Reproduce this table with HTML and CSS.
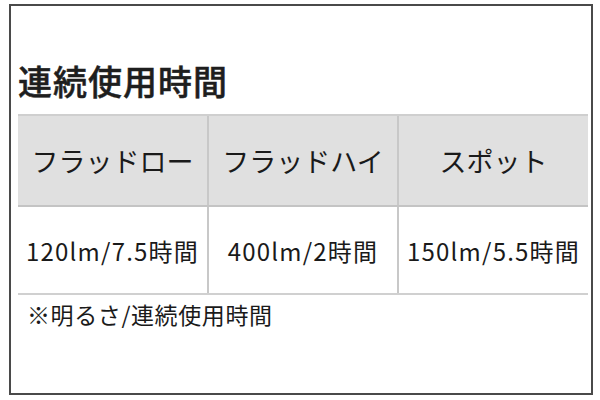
FILE: index.html
```html
<!DOCTYPE html>
<html lang="ja">
<head>
<meta charset="utf-8">
<link rel="stylesheet" href="styles.css">
</head>
<body>
<div class="frame">
  <h2 class="title">連続使用時間</h2>
  <table class="spec">
    <thead>
      <tr><th>フラッドロー</th><th>フラッドハイ</th><th>スポット</th></tr>
    </thead>
    <tbody>
      <tr><td>120lm/7.5時間</td><td>400lm/2時間</td><td>150lm/5.5時間</td></tr>
    </tbody>
  </table>
  <p class="note">※明るさ/連続使用時間</p>
</div>
</body>
</html>
```

FILE: styles.css
```css
html, body {
  margin: 0;
  padding: 0;
  background: #fff;
}
body {
  font-family: "Noto Sans CJK JP", "Noto Sans", sans-serif;
  color: #1a1a1a;
}
.frame {
  box-sizing: border-box;
  margin: 4px 0 0 9px;
  width: 584px;
  height: 391px;
  border: 2px solid #4a4a4a;
  padding: 0 3px 0 7px;
}
.title {
  margin: 50px 0 0 0;
  font-size: 34px;
  line-height: 50px;
  font-weight: 500;
  letter-spacing: 1px;
  color: #1e1e1e;
  -webkit-text-stroke: 0.5px #1e1e1e;
}
.spec {
  width: 570px;
  border-collapse: collapse;
  table-layout: fixed;
  margin-top: 8px;
}
.spec th, .spec td {
  text-align: center;
  padding: 0;
  font-weight: 400;
  white-space: nowrap;
}
.spec th {
  background: #e0e0e0;
  height: 89px;
  font-size: 27px;
  border-top: 2px solid #cfcfcf;
  border-bottom: 2px solid #c4c4c4;
}
.spec td {
  height: 86px;
  font-size: 24px;
  border-bottom: 2px solid #d0d0d0;
  letter-spacing: 1.2px;
}
.spec th + th, .spec td + td {
  border-left: 2px solid #c8c8c8;
}
.note {
  margin: 4px 0 0 9px;
  font-size: 23px;
  line-height: 30px;
  letter-spacing: 0.6px;
}
```
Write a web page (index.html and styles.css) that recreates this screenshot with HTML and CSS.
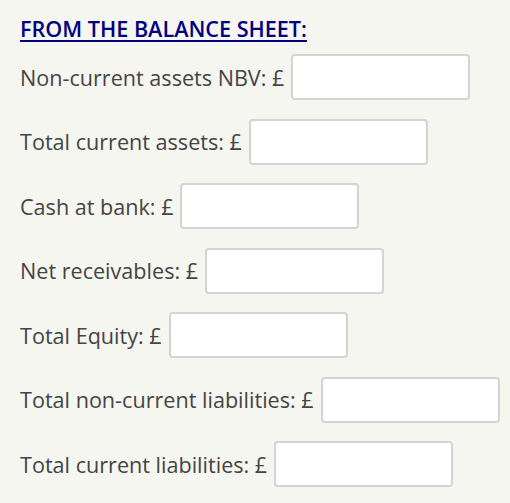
FILE: index.html
```html
<!DOCTYPE html>
<html lang="en">
<head>
    <meta charset="UTF-8">
    <meta name="viewport" content="width=device-width, initial-scale=1.0">
    <title>From the balance sheet</title>
    <link rel="stylesheet" href="styles.css">
</head>
<body>

    <div class="sheet">
        <h2 class="sheet-title">FROM THE BALANCE SHEET:</h2>

        <!-- Campos do balanço -->
        <div class="field">
            <label for="nbv">Non-current assets NBV: &pound;</label>
            <input type="text" id="nbv">
        </div>
        <div class="field">
            <label for="tca">Total current assets: &pound;</label>
            <input type="text" id="tca">
        </div>
        <div class="field">
            <label for="cash">Cash at bank: &pound;</label>
            <input type="text" id="cash">
        </div>
        <div class="field">
            <label for="recv">Net receivables: &pound;</label>
            <input type="text" id="recv">
        </div>
        <div class="field">
            <label for="equity">Total Equity: &pound;</label>
            <input type="text" id="equity">
        </div>
        <div class="field">
            <label for="tncl">Total non-current liabilities: &pound;</label>
            <input type="text" id="tncl">
        </div>
        <div class="field">
            <label for="tcl">Total current liabilities: &pound;</label>
            <input type="text" id="tcl">
        </div>
    </div>

</body>
</html>
```
FILE: styles.css
```css
body {
    margin: 0;
    background: #f6f6f1;
    font-family: "Open Sans", Arial, sans-serif;
    color: #444;
    overflow: hidden;
}

.sheet {
    padding: 14px 20px 0 20px;
}

.sheet-title {
    margin: 0 0 10px 0;
    font-size: 21.6px;
    font-weight: 600;
    line-height: 30px;
    color: #000080;
    text-decoration: underline;
    text-underline-offset: 3px;
}

.field {
    display: flex;
    align-items: center;
    margin-bottom: 18.5px;
    font-size: 21.6px;
    white-space: nowrap;
}

.field label {
    margin-right: 7px;
}

.field input {
    flex-shrink: 0;
    width: 179px;
    height: 46px;
    box-sizing: border-box;
    border: 2px solid #d4d4d4;
    border-radius: 4px;
    background: #fff;
    padding: 0 8px;
    font-size: 18px;
}
```
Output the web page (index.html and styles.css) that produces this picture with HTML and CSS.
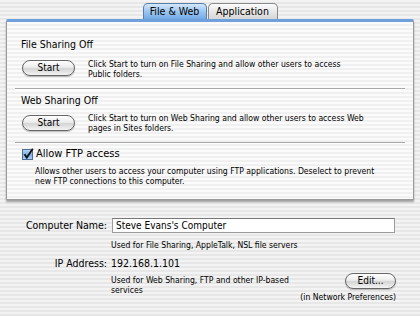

········

### [WHAT YOU SHOULD DO]
Copy the whole listing above word for word but do not carry over the pictures.

### [CORRECT RESULT]
Reproduce this table with HTML and CSS.
FILE: index.html
```html
<!DOCTYPE html>
<html lang="ja">
<head>
<meta charset="utf-8">
<link rel="stylesheet" href="styles.css">
</head>
<body>
<div class="frame">
  <h2 class="title">連続使用時間</h2>
  <table class="spec">
    <thead>
      <tr><th>フラッドロー</th><th>フラッドハイ</th><th>スポット</th></tr>
    </thead>
    <tbody>
      <tr><td>120lm/7.5時間</td><td>400lm/2時間</td><td>150lm/5.5時間</td></tr>
    </tbody>
  </table>
  <p class="note">※明るさ/連続使用時間</p>
</div>
</body>
</html>
```

FILE: styles.css
```css
html, body {
  margin: 0;
  padding: 0;
  background: #fff;
}
body {
  font-family: "Noto Sans CJK JP", "Noto Sans", sans-serif;
  color: #1a1a1a;
}
.frame {
  box-sizing: border-box;
  margin: 4px 0 0 9px;
  width: 584px;
  height: 391px;
  border: 2px solid #4a4a4a;
  padding: 0 3px 0 7px;
}
.title {
  margin: 50px 0 0 0;
  font-size: 34px;
  line-height: 50px;
  font-weight: 500;
  letter-spacing: 1px;
  color: #1e1e1e;
  -webkit-text-stroke: 0.5px #1e1e1e;
}
.spec {
  width: 570px;
  border-collapse: collapse;
  table-layout: fixed;
  margin-top: 8px;
}
.spec th, .spec td {
  text-align: center;
  padding: 0;
  font-weight: 400;
  white-space: nowrap;
}
.spec th {
  background: #e0e0e0;
  height: 89px;
  font-size: 27px;
  border-top: 2px solid #cfcfcf;
  border-bottom: 2px solid #c4c4c4;
}
.spec td {
  height: 86px;
  font-size: 24px;
  border-bottom: 2px solid #d0d0d0;
  letter-spacing: 1.2px;
}
.spec th + th, .spec td + td {
  border-left: 2px solid #c8c8c8;
}
.note {
  margin: 4px 0 0 9px;
  font-size: 23px;
  line-height: 30px;
  letter-spacing: 0.6px;
}
```
Write a web page (index.html and styles.css) that recreates this screenshot with HTML and CSS.
FILE: index.html
```html
<!DOCTYPE html>
<html lang="en">
<head>
    <meta charset="UTF-8">
    <meta name="viewport" content="width=device-width, initial-scale=1.0">
    <title>From the balance sheet</title>
    <link rel="stylesheet" href="styles.css">
</head>
<body>

    <div class="sheet">
        <h2 class="sheet-title">FROM THE BALANCE SHEET:</h2>

        <!-- Campos do balanço -->
        <div class="field">
            <label for="nbv">Non-current assets NBV: &pound;</label>
            <input type="text" id="nbv">
        </div>
        <div class="field">
            <label for="tca">Total current assets: &pound;</label>
            <input type="text" id="tca">
        </div>
        <div class="field">
            <label for="cash">Cash at bank: &pound;</label>
            <input type="text" id="cash">
        </div>
        <div class="field">
            <label for="recv">Net receivables: &pound;</label>
            <input type="text" id="recv">
        </div>
        <div class="field">
            <label for="equity">Total Equity: &pound;</label>
            <input type="text" id="equity">
        </div>
        <div class="field">
            <label for="tncl">Total non-current liabilities: &pound;</label>
            <input type="text" id="tncl">
        </div>
        <div class="field">
            <label for="tcl">Total current liabilities: &pound;</label>
            <input type="text" id="tcl">
        </div>
    </div>

</body>
</html>
```
FILE: styles.css
```css
body {
    margin: 0;
    background: #f6f6f1;
    font-family: "Open Sans", Arial, sans-serif;
    color: #444;
    overflow: hidden;
}

.sheet {
    padding: 14px 20px 0 20px;
}

.sheet-title {
    margin: 0 0 10px 0;
    font-size: 21.6px;
    font-weight: 600;
    line-height: 30px;
    color: #000080;
    text-decoration: underline;
    text-underline-offset: 3px;
}

.field {
    display: flex;
    align-items: center;
    margin-bottom: 18.5px;
    font-size: 21.6px;
    white-space: nowrap;
}

.field label {
    margin-right: 7px;
}

.field input {
    flex-shrink: 0;
    width: 179px;
    height: 46px;
    box-sizing: border-box;
    border: 2px solid #d4d4d4;
    border-radius: 4px;
    background: #fff;
    padding: 0 8px;
    font-size: 18px;
}
```
Output the web page (index.html and styles.css) that produces this picture with HTML and CSS.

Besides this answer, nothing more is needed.